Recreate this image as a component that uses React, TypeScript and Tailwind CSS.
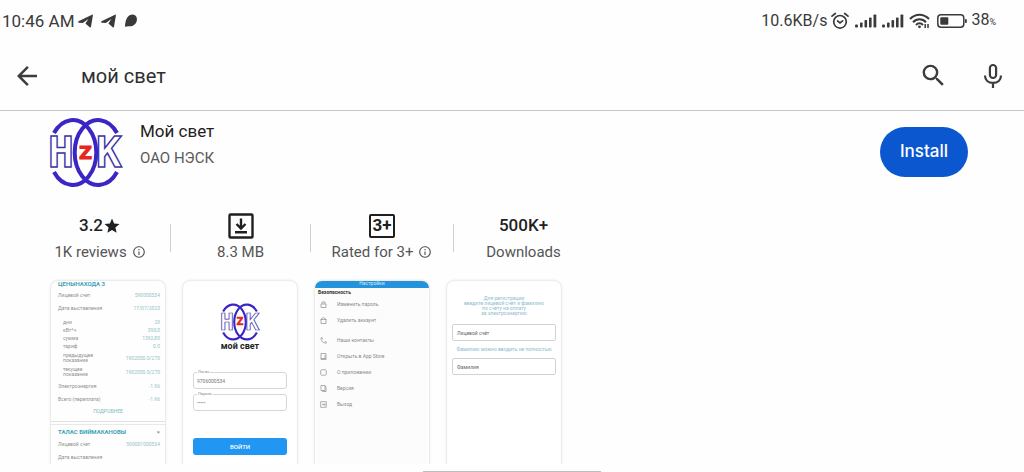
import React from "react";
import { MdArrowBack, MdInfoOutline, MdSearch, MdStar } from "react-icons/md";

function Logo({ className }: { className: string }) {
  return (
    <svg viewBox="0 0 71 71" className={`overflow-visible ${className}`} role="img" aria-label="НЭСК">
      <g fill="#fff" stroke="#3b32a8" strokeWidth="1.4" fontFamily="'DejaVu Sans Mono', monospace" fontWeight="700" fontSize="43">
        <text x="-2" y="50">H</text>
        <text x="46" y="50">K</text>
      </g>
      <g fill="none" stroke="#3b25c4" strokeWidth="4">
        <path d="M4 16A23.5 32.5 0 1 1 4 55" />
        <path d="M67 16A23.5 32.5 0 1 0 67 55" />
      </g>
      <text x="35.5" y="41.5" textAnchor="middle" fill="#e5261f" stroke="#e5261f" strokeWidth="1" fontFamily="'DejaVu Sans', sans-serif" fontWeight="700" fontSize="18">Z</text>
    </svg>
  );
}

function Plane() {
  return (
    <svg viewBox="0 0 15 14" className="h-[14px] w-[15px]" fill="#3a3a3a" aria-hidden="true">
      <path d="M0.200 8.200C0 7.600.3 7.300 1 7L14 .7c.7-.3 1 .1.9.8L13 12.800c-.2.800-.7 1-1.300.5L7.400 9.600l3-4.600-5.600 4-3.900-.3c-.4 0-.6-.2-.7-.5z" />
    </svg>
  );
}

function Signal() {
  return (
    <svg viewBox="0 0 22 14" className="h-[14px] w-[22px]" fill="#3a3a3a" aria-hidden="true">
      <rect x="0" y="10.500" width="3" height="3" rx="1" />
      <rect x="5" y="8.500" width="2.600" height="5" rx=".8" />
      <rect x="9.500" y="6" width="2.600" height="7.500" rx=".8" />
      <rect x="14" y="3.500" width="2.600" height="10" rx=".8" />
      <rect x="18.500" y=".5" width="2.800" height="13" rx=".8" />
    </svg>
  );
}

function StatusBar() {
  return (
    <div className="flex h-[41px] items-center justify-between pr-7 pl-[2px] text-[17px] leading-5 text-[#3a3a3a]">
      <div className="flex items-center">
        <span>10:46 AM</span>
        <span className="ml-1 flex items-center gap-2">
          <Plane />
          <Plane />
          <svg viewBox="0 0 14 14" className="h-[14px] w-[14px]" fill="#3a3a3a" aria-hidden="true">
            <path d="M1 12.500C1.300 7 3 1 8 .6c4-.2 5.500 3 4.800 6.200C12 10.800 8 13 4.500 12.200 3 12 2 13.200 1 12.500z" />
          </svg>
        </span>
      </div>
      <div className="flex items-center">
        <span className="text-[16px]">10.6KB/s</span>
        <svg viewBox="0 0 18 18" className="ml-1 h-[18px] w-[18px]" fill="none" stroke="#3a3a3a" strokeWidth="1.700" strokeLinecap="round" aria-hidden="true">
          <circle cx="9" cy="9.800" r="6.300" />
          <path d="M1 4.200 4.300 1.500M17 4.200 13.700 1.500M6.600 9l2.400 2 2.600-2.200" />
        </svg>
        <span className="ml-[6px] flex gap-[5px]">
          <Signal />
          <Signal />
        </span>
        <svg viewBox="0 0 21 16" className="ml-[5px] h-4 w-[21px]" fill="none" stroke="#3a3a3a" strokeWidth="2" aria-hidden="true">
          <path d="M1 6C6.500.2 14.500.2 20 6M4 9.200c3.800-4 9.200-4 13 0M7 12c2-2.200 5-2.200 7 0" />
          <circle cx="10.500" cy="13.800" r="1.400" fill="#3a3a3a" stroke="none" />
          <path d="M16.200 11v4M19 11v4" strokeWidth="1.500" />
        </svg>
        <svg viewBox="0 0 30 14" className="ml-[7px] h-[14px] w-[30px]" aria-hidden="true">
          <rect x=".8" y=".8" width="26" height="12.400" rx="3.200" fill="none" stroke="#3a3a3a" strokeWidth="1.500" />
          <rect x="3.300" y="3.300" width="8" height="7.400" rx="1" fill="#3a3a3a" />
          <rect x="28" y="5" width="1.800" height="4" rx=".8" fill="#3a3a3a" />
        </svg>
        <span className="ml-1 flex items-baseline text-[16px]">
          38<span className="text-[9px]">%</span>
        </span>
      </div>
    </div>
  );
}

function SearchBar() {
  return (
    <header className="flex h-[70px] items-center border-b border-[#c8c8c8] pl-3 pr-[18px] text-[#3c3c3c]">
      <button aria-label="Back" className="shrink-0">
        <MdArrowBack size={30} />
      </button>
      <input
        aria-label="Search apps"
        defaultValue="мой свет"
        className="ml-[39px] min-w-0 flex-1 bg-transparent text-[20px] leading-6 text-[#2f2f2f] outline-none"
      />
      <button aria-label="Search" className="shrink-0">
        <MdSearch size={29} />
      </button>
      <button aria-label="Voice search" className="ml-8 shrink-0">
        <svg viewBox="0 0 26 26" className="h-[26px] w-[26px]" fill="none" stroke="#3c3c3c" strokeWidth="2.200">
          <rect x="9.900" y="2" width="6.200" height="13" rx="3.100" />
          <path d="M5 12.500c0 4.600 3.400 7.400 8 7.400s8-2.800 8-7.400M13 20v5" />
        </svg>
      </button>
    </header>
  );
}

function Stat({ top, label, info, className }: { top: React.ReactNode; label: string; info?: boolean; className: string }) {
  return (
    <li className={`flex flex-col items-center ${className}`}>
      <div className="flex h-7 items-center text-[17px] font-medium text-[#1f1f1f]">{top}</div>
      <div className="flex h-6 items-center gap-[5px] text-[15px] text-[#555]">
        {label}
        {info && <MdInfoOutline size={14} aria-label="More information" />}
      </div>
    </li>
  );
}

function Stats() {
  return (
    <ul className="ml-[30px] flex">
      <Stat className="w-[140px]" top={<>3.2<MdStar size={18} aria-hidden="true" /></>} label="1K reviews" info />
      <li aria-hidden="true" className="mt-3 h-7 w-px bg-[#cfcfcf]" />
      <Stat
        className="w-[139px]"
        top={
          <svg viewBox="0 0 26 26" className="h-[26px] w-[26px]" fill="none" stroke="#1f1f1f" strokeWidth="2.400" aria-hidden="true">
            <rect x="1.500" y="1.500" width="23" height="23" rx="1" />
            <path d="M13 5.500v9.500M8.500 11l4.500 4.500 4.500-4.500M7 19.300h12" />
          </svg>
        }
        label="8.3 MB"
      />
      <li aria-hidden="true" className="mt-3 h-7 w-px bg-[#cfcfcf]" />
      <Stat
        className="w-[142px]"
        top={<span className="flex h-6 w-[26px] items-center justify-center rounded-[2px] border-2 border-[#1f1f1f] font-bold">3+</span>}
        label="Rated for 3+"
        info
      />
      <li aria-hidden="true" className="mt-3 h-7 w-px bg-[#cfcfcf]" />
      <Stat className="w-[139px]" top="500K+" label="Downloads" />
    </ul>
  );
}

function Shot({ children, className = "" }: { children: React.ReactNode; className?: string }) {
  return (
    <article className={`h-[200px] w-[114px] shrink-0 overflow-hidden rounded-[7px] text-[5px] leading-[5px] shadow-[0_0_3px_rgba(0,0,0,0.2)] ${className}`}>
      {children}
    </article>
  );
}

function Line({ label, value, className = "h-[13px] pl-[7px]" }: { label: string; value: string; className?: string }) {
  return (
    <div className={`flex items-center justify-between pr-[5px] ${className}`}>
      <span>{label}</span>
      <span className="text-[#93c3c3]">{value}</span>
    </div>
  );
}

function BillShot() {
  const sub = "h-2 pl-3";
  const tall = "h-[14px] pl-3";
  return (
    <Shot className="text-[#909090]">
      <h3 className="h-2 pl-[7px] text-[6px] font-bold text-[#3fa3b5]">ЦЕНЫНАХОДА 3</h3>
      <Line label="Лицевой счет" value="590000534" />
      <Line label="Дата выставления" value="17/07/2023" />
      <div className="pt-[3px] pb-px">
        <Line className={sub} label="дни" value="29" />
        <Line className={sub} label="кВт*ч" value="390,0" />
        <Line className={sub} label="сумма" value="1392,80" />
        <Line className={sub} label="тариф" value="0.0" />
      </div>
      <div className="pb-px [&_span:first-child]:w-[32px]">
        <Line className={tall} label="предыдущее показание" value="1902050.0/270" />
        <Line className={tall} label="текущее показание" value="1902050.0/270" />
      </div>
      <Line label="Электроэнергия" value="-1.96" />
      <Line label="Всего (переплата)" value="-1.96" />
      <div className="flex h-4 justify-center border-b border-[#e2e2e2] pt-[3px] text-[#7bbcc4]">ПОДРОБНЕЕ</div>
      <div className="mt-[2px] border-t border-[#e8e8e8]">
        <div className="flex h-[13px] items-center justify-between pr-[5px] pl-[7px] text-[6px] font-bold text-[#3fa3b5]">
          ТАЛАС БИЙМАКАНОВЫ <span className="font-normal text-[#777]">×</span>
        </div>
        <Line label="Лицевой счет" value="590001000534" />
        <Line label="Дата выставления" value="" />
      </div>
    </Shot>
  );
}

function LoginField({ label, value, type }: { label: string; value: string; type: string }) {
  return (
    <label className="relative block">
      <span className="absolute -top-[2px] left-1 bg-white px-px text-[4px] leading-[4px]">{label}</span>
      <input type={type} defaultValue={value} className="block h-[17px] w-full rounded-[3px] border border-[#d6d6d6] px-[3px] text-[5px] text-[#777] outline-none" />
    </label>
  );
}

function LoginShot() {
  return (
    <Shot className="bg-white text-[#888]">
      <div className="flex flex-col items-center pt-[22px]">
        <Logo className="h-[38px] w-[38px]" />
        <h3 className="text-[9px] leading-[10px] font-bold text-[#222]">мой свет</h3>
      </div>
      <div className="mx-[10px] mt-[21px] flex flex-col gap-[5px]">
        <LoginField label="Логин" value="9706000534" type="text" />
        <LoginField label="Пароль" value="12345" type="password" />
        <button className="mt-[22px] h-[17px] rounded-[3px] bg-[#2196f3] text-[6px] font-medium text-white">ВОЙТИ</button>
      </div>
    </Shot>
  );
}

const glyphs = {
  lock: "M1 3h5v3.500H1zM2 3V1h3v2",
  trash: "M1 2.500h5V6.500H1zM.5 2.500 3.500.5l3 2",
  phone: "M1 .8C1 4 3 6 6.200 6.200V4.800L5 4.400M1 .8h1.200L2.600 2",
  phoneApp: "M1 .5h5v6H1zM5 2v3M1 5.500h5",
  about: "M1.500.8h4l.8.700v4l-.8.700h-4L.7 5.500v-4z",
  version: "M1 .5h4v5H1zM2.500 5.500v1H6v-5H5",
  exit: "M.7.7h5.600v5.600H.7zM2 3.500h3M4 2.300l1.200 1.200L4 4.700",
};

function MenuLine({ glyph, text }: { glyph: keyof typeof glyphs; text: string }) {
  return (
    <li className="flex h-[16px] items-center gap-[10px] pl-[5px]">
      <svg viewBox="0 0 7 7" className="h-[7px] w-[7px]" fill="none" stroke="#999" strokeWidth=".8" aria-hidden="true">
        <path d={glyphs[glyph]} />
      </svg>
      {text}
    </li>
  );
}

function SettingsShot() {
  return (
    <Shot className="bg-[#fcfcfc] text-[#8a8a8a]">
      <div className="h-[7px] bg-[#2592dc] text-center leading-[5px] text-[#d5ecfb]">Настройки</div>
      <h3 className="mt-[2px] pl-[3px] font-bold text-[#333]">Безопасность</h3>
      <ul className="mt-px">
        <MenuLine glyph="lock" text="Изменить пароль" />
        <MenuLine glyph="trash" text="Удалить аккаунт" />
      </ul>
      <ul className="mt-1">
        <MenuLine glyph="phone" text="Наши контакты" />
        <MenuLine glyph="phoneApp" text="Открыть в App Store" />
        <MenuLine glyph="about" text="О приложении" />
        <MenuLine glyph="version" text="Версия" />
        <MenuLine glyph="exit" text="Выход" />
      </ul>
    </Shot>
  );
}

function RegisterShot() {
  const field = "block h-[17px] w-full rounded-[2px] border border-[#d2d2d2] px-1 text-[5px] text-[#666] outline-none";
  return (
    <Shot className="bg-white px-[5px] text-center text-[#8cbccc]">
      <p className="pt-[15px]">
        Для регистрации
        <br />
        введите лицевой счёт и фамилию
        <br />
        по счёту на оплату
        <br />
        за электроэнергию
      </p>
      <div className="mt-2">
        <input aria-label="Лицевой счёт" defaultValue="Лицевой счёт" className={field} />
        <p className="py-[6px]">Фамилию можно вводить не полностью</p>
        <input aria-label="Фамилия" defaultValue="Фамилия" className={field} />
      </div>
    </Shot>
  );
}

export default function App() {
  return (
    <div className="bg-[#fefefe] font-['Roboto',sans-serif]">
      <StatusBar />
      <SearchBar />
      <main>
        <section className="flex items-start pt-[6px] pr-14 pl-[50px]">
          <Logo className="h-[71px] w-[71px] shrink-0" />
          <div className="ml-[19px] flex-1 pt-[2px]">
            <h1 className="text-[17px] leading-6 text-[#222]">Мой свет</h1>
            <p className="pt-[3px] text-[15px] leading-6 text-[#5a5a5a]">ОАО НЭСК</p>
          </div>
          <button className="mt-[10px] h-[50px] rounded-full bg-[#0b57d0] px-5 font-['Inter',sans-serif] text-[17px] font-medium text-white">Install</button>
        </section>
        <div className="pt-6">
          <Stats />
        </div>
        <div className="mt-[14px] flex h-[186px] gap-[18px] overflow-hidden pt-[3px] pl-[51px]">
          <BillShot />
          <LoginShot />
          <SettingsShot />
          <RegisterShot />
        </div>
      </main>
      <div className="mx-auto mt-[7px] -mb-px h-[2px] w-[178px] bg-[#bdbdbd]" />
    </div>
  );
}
※ ※ ※
§ Stated problem
Exactly as written, please give again the lines from the beginning of the listing through the line containing "MdInfoOutline, MdSearch, MdStar", inclusive, without any pictures.

§ Result for this task
Recreate this image as a component that uses React, TypeScript and Tailwind CSS.
import React from "react";
import { MdArrowBack, MdInfoOutline, MdSearch, MdStar } from "react-icons/md";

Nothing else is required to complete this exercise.